For context, the Orange County natives didn’t “meet” until 2018, as they had just graduated high school and were excited to build their college coterie. It was a place where many Zellennials did the same thing back in 2018: the internet.
In preparation for their respective freshman years, the prospective students joined a Facebook group for the incoming UCLA class of 2022. The two instantly connected—both IRL and URL—ultimately becoming college roommates.
Since connecting, the besties–turned–cofounders have channeled their shared ambitions into a clear gap in the market: beyond thrifting and vintage resellers, where are the trendy, sustainable brands a college student actually wants to wear—and can afford?

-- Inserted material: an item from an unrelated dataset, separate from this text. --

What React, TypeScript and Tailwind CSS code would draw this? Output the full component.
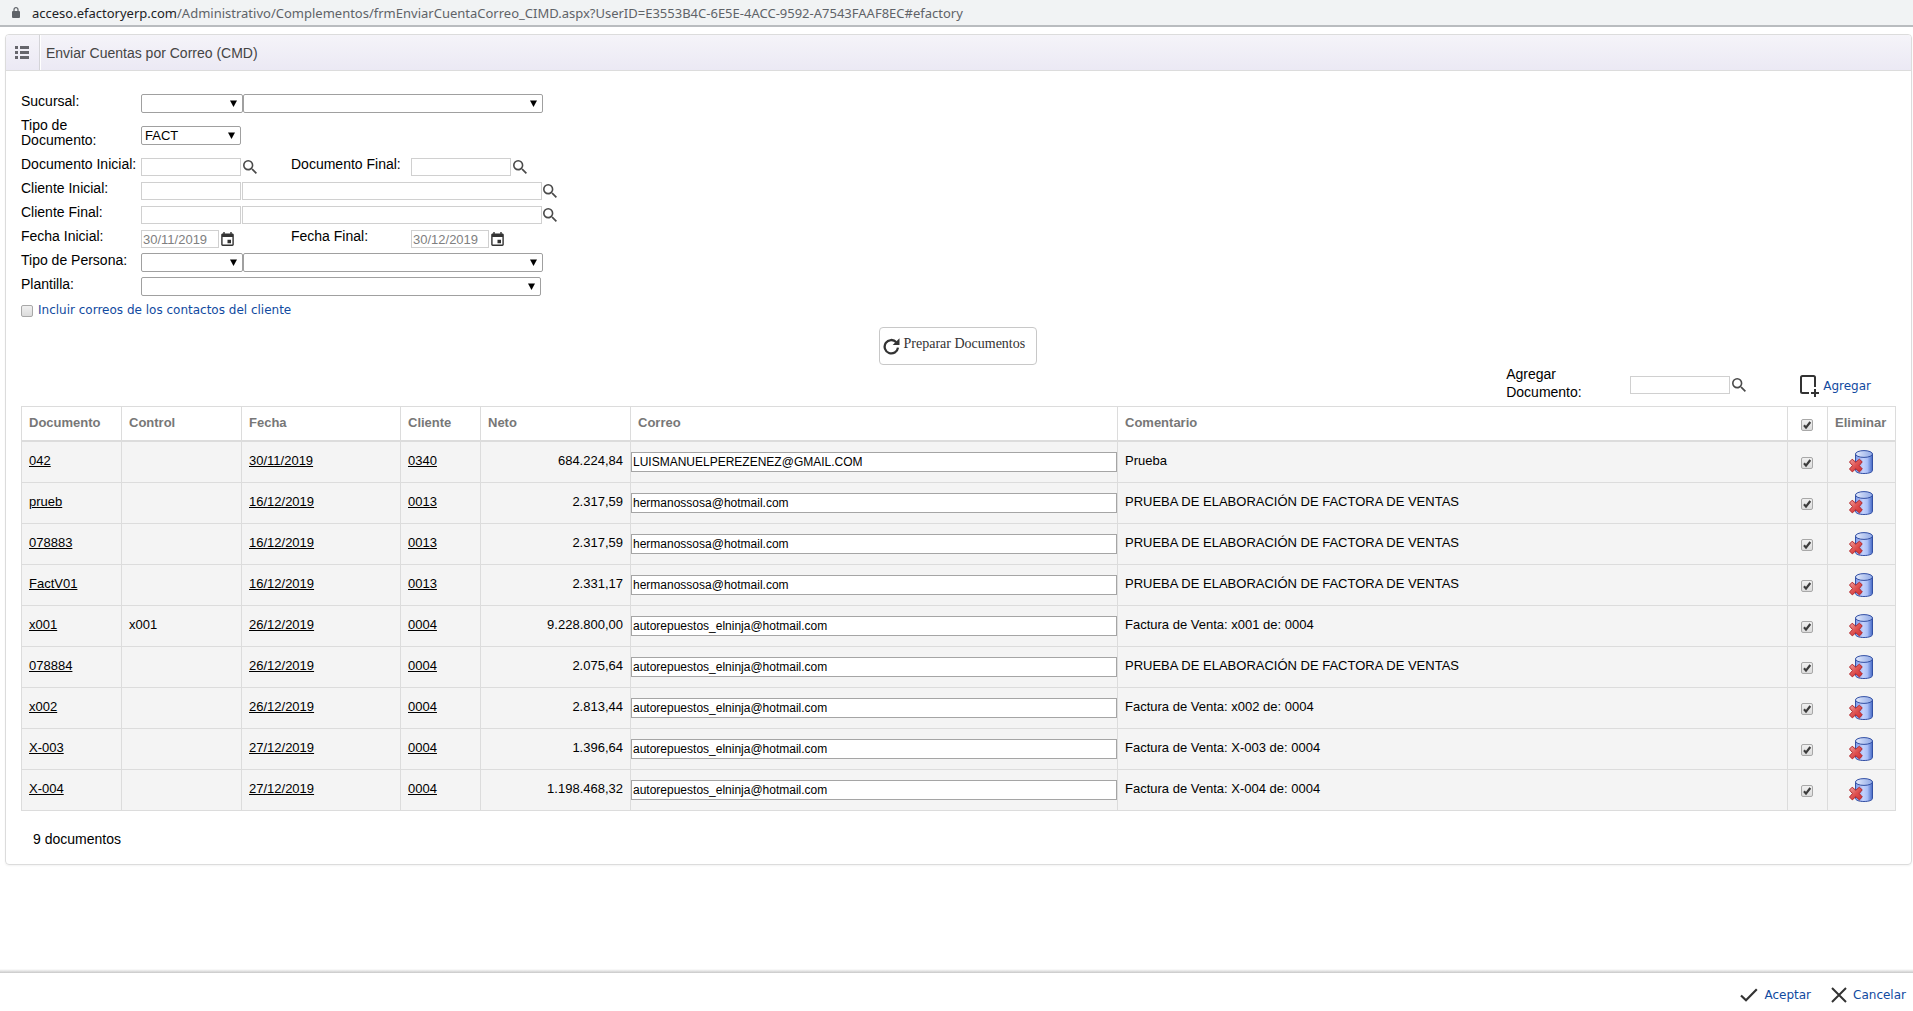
import React, { useState } from "react";

interface Documento {
  documento: string;
  control: string;
  fecha: string;
  cliente: string;
  neto: string;
  correo: string;
  comentario: string;
}

const VENTAS = "PRUEBA DE ELABORACIÓN DE FACTORA DE VENTAS";
const HERMANOS = "hermanossosa@hotmail.com";
const NINJA = "autorepuestos_elninja@hotmail.com";

const documentos: Documento[] = [
  { documento: "042", control: "", fecha: "30/11/2019", cliente: "0340", neto: "684.224,84", correo: "LUISMANUELPEREZENEZ@GMAIL.COM", comentario: "Prueba" },
  { documento: "prueb", control: "", fecha: "16/12/2019", cliente: "0013", neto: "2.317,59", correo: HERMANOS, comentario: VENTAS },
  { documento: "078883", control: "", fecha: "16/12/2019", cliente: "0013", neto: "2.317,59", correo: HERMANOS, comentario: VENTAS },
  { documento: "FactV01", control: "", fecha: "16/12/2019", cliente: "0013", neto: "2.331,17", correo: HERMANOS, comentario: VENTAS },
  { documento: "x001", control: "x001", fecha: "26/12/2019", cliente: "0004", neto: "9.228.800,00", correo: NINJA, comentario: "Factura de Venta: x001 de: 0004" },
  { documento: "078884", control: "", fecha: "26/12/2019", cliente: "0004", neto: "2.075,64", correo: NINJA, comentario: VENTAS },
  { documento: "x002", control: "", fecha: "26/12/2019", cliente: "0004", neto: "2.813,44", correo: NINJA, comentario: "Factura de Venta: x002 de: 0004" },
  { documento: "X-003", control: "", fecha: "27/12/2019", cliente: "0004", neto: "1.396,64", correo: NINJA, comentario: "Factura de Venta: X-003 de: 0004" },
  { documento: "X-004", control: "", fecha: "27/12/2019", cliente: "0004", neto: "1.198.468,32", correo: NINJA, comentario: "Factura de Venta: X-004 de: 0004" },
];

/* Icons */

const SearchIcon = () => (
  <svg width="14" height="14" viewBox="3 3 17.5 17.5" fill="#4a4a4a">
    <path d="M15.5 14h-.79l-.28-.27A6.47 6.47 0 0 0 16 9.5 6.5 6.5 0 1 0 9.5 16c1.61 0 3.09-.59 4.23-1.57l.27.28v.79l5 4.99L20.49 19l-4.99-5zm-6 0C7.01 14 5 11.99 5 9.5S7.01 5 9.5 5 14 7.01 14 9.5 11.99 14 9.5 14z" />
  </svg>
);

const CalendarIcon = () => (
  <svg width="13" height="14" viewBox="3 1 18 20" fill="#333333">
    <path d="M17 12h-5v5h5v-5zM16 1v2H8V1H6v2H5c-1.11 0-1.99.9-1.99 2L3 19c0 1.1.89 2 2 2h14c1.1 0 2-.9 2-2V5c0-1.1-.9-2-2-2h-1V1h-2zm3 18H5V8h14v11z" />
  </svg>
);

const ListIcon = () => (
  <svg width="14" height="13" viewBox="0 0 14 13" fill="#66666c">
    <path d="M0 0h3v3H0zM5 0h9v3H5zM0 5h3v3H0zM5 5h9v3H5zM0 10h3v3H0zM5 10h9v3H5z" />
  </svg>
);

const LockIcon = () => (
  <svg width="8" height="11" viewBox="0 0 8 11">
    <rect x="0" y="4" width="8" height="7" rx="1" fill="#5f6368" />
    <path d="M2 4.500V2.700a2 2 0 0 1 4 0V4.500" fill="none" stroke="#5f6368" strokeWidth="1.200" />
  </svg>
);

const RefreshIcon = () => (
  <svg width="17" height="17" viewBox="0 0 17 17">
    <path d="M13.300 4.200A6.700 6.700 0 1 0 15 9.600" fill="none" stroke="#333333" strokeWidth="2.300" />
    <path d="M16.500 0.300V7H9.700Z" fill="#333333" />
  </svg>
);

const AddPageIcon = () => (
  <svg width="19" height="22" viewBox="0 0 19 22" fill="none" stroke="#333333" strokeWidth="2">
    <path d="M9 18H2.500Q1 18 1 16.500V2.500Q1 1 2.500 1H13.500Q15 1 15 2.500V12" />
    <path d="M15 14V22M11 18H19" />
  </svg>
);

const CheckIcon = () => (
  <svg width="18" height="14" viewBox="0 0 18 14" fill="none" stroke="#333333" strokeWidth="2.200">
    <path d="M1 7.500L6 12.300L16.800 1.200" />
  </svg>
);

const CloseIcon = () => (
  <svg width="16" height="16" viewBox="0 0 16 16" fill="none" stroke="#333333" strokeWidth="2">
    <path d="M1 1L15 15M15 1L1 15" />
  </svg>
);

const DeleteIcon = () => (
  <svg width="24" height="24" viewBox="0 0 24 24">
    <defs>
      <linearGradient id="cilindro" x1="0" x2="1" y1="0" y2="0">
        <stop offset="0" stopColor="#7f9bea" />
        <stop offset="0.450" stopColor="#c3d1fb" />
        <stop offset="0.700" stopColor="#a9bef7" />
        <stop offset="1" stopColor="#4468c4" />
      </linearGradient>
      <linearGradient id="tapa" x1="0" x2="1" y1="0" y2="0">
        <stop offset="0" stopColor="#e3eafc" />
        <stop offset="1" stopColor="#8ea8e6" />
      </linearGradient>
      <linearGradient id="equis" x1="0" x2="1" y1="0" y2="1">
        <stop offset="0" stopColor="#f3a3a0" />
        <stop offset="0.500" stopColor="#dd5150" />
        <stop offset="1" stopColor="#d22f33" />
      </linearGradient>
    </defs>
    <path d="M6.500 4V20.300C6.500 22.300 10 23.500 15 23.500S23.500 22.300 23.500 20.300V4Z" fill="url(#cilindro)" stroke="#3350a4" />
    <ellipse cx="15" cy="4" rx="8.500" ry="3.400" fill="url(#tapa)" stroke="#3350a4" />
    <path
      d="M3.200 9.200L6.800 12.300L10.300 9.200L13.200 11.800L10.300 15.600L13.300 19L10.400 21.900L6.800 18.700L3.300 21.900L0.500 19L3.500 15.600L0.500 12Z"
      fill="url(#equis)"
      stroke="#b2282c"
      strokeLinejoin="round"
    />
  </svg>
);

/* Form controls */

interface SelectProps {
  id?: string;
  label?: string;
  value?: string;
  className: string;
}

const Select = ({ id, label, value = "", className }: SelectProps) => (
  <div className={`relative h-[19px] ${className}`}>
    <select
      id={id}
      aria-label={label}
      defaultValue={value}
      className="block w-full h-full appearance-none rounded-[2px] border border-[#a0a0a0] bg-white pl-[3px] text-[13px] leading-4 text-black"
    >
      <option value={value}>{value}</option>
    </select>
    <svg className="absolute right-1.5 top-1.5 pointer-events-none" width="7" height="7" viewBox="0 0 7 7">
      <path d="M0 0.500H7L3.500 7Z" fill="#000000" />
    </svg>
  </div>
);

interface TextBoxProps {
  id?: string;
  label?: string;
  value?: string;
  className: string;
}

const TextBox = ({ id, label, value = "", className }: TextBoxProps) => (
  <input
    id={id}
    aria-label={label}
    type="text"
    defaultValue={value}
    className={`h-[18px] border border-[#d0d0d0] bg-white px-px text-[13px] leading-4 text-[#808080] ${className}`}
  />
);

const IconButton = ({ label, children }: { label: string; children: React.ReactNode }) => (
  <button type="button" aria-label={label} className="flex shrink-0">
    {children}
  </button>
);

interface CheckBoxProps {
  id?: string;
  label?: string;
  checked: boolean;
  onChange: (checked: boolean) => void;
}

const CheckBox = ({ id, label, checked, onChange }: CheckBoxProps) => (
  <span className="relative block size-3 shrink-0">
    <input
      id={id}
      aria-label={label}
      type="checkbox"
      checked={checked}
      onChange={(e) => onChange(e.target.checked)}
      className="block size-3 appearance-none rounded-[2px] border border-[#a8a8a8] bg-linear-to-b from-[#f0f0f0] to-[#dcdcdc]"
    />
    {checked && (
      <svg className="absolute inset-0 pointer-events-none" width="12" height="12" viewBox="0 0 12 12">
        <path d="M3 6.300L5 8.600L9.300 3" fill="none" stroke="#3c3c3c" strokeWidth="2.200" />
      </svg>
    )}
  </span>
);

const Row = ({ children }: { children: React.ReactNode }) => (
  <div className="flex items-start h-6 pt-px">{children}</div>
);

const Label = ({ htmlFor, children }: { htmlFor: string; children: React.ReactNode }) => (
  <label htmlFor={htmlFor} className="w-[120px] shrink-0 text-[14px] leading-[15px]">
    {children}
  </label>
);

const Filtros = () => {
  const [incluir, setIncluir] = useState(false);

  return (
    <div>
      <Row>
        <Label htmlFor="sucursal">Sucursal:</Label>
        <Select id="sucursal" className="w-[102px]" />
        <Select label="Nombre de sucursal" className="w-[300px]" />
      </Row>
      <div className="flex items-start h-[39px] pt-px">
        <Label htmlFor="tipoDocumento">
          Tipo de
          <br />
          Documento:
        </Label>
        <Select id="tipoDocumento" value="FACT" className="w-[100px] mt-2" />
      </div>
      <Row>
        <Label htmlFor="docInicial">Documento Inicial:</Label>
        <div className="flex items-center gap-0.5 w-[150px] mt-px">
          <TextBox id="docInicial" className="w-[100px]" />
          <IconButton label="Buscar documento inicial"><SearchIcon /></IconButton>
        </div>
        <Label htmlFor="docFinal">Documento Final:</Label>
        <div className="flex items-center gap-0.5 mt-px">
          <TextBox id="docFinal" className="w-[100px]" />
          <IconButton label="Buscar documento final"><SearchIcon /></IconButton>
        </div>
      </Row>
      <Row>
        <Label htmlFor="cliInicial">Cliente Inicial:</Label>
        <div className="flex items-center gap-px mt-px">
          <TextBox id="cliInicial" className="w-[100px]" />
          <TextBox label="Nombre del cliente inicial" className="w-[300px]" />
          <IconButton label="Buscar cliente inicial"><SearchIcon /></IconButton>
        </div>
      </Row>
      <Row>
        <Label htmlFor="cliFinal">Cliente Final:</Label>
        <div className="flex items-center gap-px mt-px">
          <TextBox id="cliFinal" className="w-[100px]" />
          <TextBox label="Nombre del cliente final" className="w-[300px]" />
          <IconButton label="Buscar cliente final"><SearchIcon /></IconButton>
        </div>
      </Row>
      <Row>
        <Label htmlFor="fechaInicial">Fecha Inicial:</Label>
        <div className="flex items-center gap-0.5 w-[150px] mt-px">
          <TextBox id="fechaInicial" value="30/11/2019" className="w-[78px]" />
          <IconButton label="Elegir fecha inicial"><CalendarIcon /></IconButton>
        </div>
        <Label htmlFor="fechaFinal">Fecha Final:</Label>
        <div className="flex items-center gap-0.5 mt-px">
          <TextBox id="fechaFinal" value="30/12/2019" className="w-[78px]" />
          <IconButton label="Elegir fecha final"><CalendarIcon /></IconButton>
        </div>
      </Row>
      <Row>
        <Label htmlFor="tipoPersona">Tipo de Persona:</Label>
        <Select id="tipoPersona" className="w-[102px]" />
        <Select label="Nombre del tipo de persona" className="w-[300px]" />
      </Row>
      <Row>
        <Label htmlFor="plantilla">Plantilla:</Label>
        <Select id="plantilla" className="w-[400px]" />
      </Row>
      <div className="flex items-center gap-[5px] h-[21px]">
        <CheckBox id="incluir" checked={incluir} onChange={setIncluir} />
        <label htmlFor="incluir" className="pb-0.5 font-['DejaVu_Sans',sans-serif] text-[12px] leading-4 text-[#114a9f]">
          Incluir correos de los contactos del cliente
        </label>
      </div>
    </div>
  );
};

const th = "h-[35px] border-r border-b-2 border-[#dcdcdc] px-[7px] pb-0.5 text-left font-bold text-[#777777]";
const td = "h-[41px] border-r border-b border-[#dcdcdc] px-[7px] pb-0.5";
const tdIcon = "border-r border-b border-[#dcdcdc] pr-0.5";

const TablaDocumentos = () => {
  const [marcados, setMarcados] = useState<boolean[]>(documentos.map(() => true));

  const marcar = (index: number, valor: boolean) => {
    setMarcados(marcados.map((m, i) => (i === index ? valor : m)));
  };

  return (
    <table className="w-full table-fixed border-separate border-spacing-0 border-l border-t border-[#dcdcdc] text-[13px] leading-4">
      <colgroup>
        <col className="w-[100px]" />
        <col className="w-[120px]" />
        <col className="w-[159px]" />
        <col className="w-[80px]" />
        <col className="w-[150px]" />
        <col className="w-[487px]" />
        <col />
        <col className="w-[40px]" />
        <col className="w-[68px]" />
      </colgroup>
      <thead>
        <tr>
          <th className={th}>Documento</th>
          <th className={th}>Control</th>
          <th className={th}>Fecha</th>
          <th className={th}>Cliente</th>
          <th className={th}>Neto</th>
          <th className={th}>Correo</th>
          <th className={th}>Comentario</th>
          <th className="border-r border-b-2 border-[#dcdcdc] pt-0.5 pr-0.5">
            <div className="flex justify-center">
              <CheckBox
                label="Marcar todos"
                checked={marcados.every((m) => m)}
                onChange={(valor) => setMarcados(documentos.map(() => valor))}
              />
            </div>
          </th>
          <th className={th}>Eliminar</th>
        </tr>
      </thead>
      <tbody className="bg-[#f4f4f4]">
        {documentos.map((d, i) => (
          <tr key={d.documento}>
            <td className={td}><a href="#documento" className="underline">{d.documento}</a></td>
            <td className={td}>{d.control}</td>
            <td className={td}><a href="#fecha" className="underline">{d.fecha}</a></td>
            <td className={td}><a href="#cliente" className="underline">{d.cliente}</a></td>
            <td className={`${td} text-right`}>{d.neto}</td>
            <td className="border-r border-b border-[#dcdcdc]">
              <input
                type="text"
                aria-label={`Correo de ${d.documento}`}
                defaultValue={d.correo}
                className="block w-full h-5 border border-[#a5a5a5] bg-white px-px text-[12px] leading-4"
              />
            </td>
            <td className={td}>{d.comentario}</td>
            <td className={`${tdIcon} pt-0.5`}>
              <div className="flex justify-center">
                <CheckBox label={`Marcar ${d.documento}`} checked={marcados[i]} onChange={(valor) => marcar(i, valor)} />
              </div>
            </td>
            <td className={tdIcon}>
              <div className="flex justify-center">
                <IconButton label={`Eliminar ${d.documento}`}><DeleteIcon /></IconButton>
              </div>
            </td>
          </tr>
        ))}
      </tbody>
    </table>
  );
};

const App = () => {
  return (
    <div className="flex flex-col min-h-screen bg-white font-['Liberation_Sans',Arial,sans-serif] text-black">
      {/* Address bar */}
      <div className="flex items-center gap-3 h-[27px] pl-3 bg-[#f1f3f4] border-b-2 border-[#b9bcbf] font-['Noto_Sans',sans-serif] text-[13px] leading-5 whitespace-nowrap">
        <LockIcon />
        <span className="text-[#5f6368]">
          <span className="text-[#202124]">acceso.efactoryerp.com</span>
          /Administrativo/Complementos/frmEnviarCuentaCorreo_CIMD.aspx?UserID=E3553B4C-6E5E-4ACC-9592-A7543FAAF8EC#efactory
        </span>
      </div>

      <main className="grow pt-[7px] pl-[5px] pr-px pb-6">
        <section className="rounded-[4px] border border-[#dcdcdc] shadow-xs">
          <header className="flex h-9 rounded-t-[3px] border-b border-[#dcdcdc] bg-linear-to-b from-[#f5f4f9] to-[#ebe9f4]">
            <button type="button" aria-label="Menú" className="flex items-center justify-center w-[34px] border-r border-[#d4d4d8] pr-0.5">
              <ListIcon />
            </button>
            <h1 className="flex items-center pl-[5px] border-l border-white text-[14px] leading-4 text-[#444444]">
              Enviar Cuentas por Correo (CMD)
            </h1>
          </header>

          <div className="px-[15px] pt-[22px]">
            <Filtros />

            <div className="flex justify-center pt-1.5 pr-0.5">
              <button
                type="button"
                className="flex items-center gap-1 h-[38px] w-[158px] rounded-[4px] border border-[#c8c8c8] pl-[3px] font-['Liberation_Serif',serif] text-[14px] leading-4 text-[#333333]"
              >
                <RefreshIcon />
                <span className="pb-1">Preparar Documentos</span>
              </button>
            </div>

            <div className="flex items-center justify-end h-[41px] pr-[25px]">
              <label htmlFor="agregarDocumento" className="w-[124px] text-[14px] leading-[18px] pb-1.5">
                Agregar
                <br />
                Documento:
              </label>
              <div className="flex items-center gap-0.5 mr-[54px] pb-0.5">
                <TextBox id="agregarDocumento" className="w-[100px]" />
                <IconButton label="Buscar documento"><SearchIcon /></IconButton>
              </div>
              <button type="button" className="flex items-center gap-1 font-['DejaVu_Sans',sans-serif] text-[12px] leading-4 text-[#114a9f]">
                <AddPageIcon />
                Agregar
              </button>
            </div>

            <TablaDocumentos />

            <p className="pt-5 pb-[17px] pl-3 text-[14px] leading-4">{documentos.length} documentos</p>
          </div>
        </section>
      </main>

      {/* Actions */}
      <footer>
        <div className="h-1 bg-linear-to-b from-white to-[#c8c8c8]" />
        <div className="flex items-center justify-end gap-5 h-[38px] pt-1.5 pr-[7px] font-['DejaVu_Sans',sans-serif] text-[12px] leading-4 text-[#114a9f]">
          <button type="button" className="flex items-center gap-1.5">
            <CheckIcon />
            Aceptar
          </button>
          <button type="button" className="flex items-center gap-1.5">
            <CloseIcon />
            Cancelar
          </button>
        </div>
      </footer>
    </div>
  );
};

export default App;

“When we were first starting, we were two people who loved fashion and constantly kept up with it. And we didn’t know of many sustainable brands that were on trend and had pieces that we would wear on an everyday basis,” Campbell said back in July 2022 for the first “Bruins Built This” podcast by UCLA’s student newspaper. “So, we wanted to sort of be a brand that could be that and also be at a decently accessible price point for people. Because the only accessible, sustainable shopping method we knew at the time was thrifting.”
Since May 2019, the roommates “poured” their mutual passion for fashion into Campbell & Kramer: a brand “strictly designed” with luxury deadstock fabric.
“Being held up in customs almost derailed our entire first wholesale order,” Kramer said. “But working with a local factory, we can get something quick; if we need to pull a sample, or get them a sample or something like that, we can do it within the same day, if necessary.”
The Bella Hadid-backed brand claims to rely exclusively on deadstock fabrics for its small-batch collections, all produced in partnership with a local, family-run sewing shop in Los Angeles. Naturally, the erratic availability of these materials—otherwise destined for landfills or incinerators—limits what and how much can be made. But that constraint is part of the appeal.
Committed to incorporating nothing new, C&K embraces the one-of-a-kind nature of its garments, each repurposed piece as singular as the person wearing it—Hadid (presumably) included.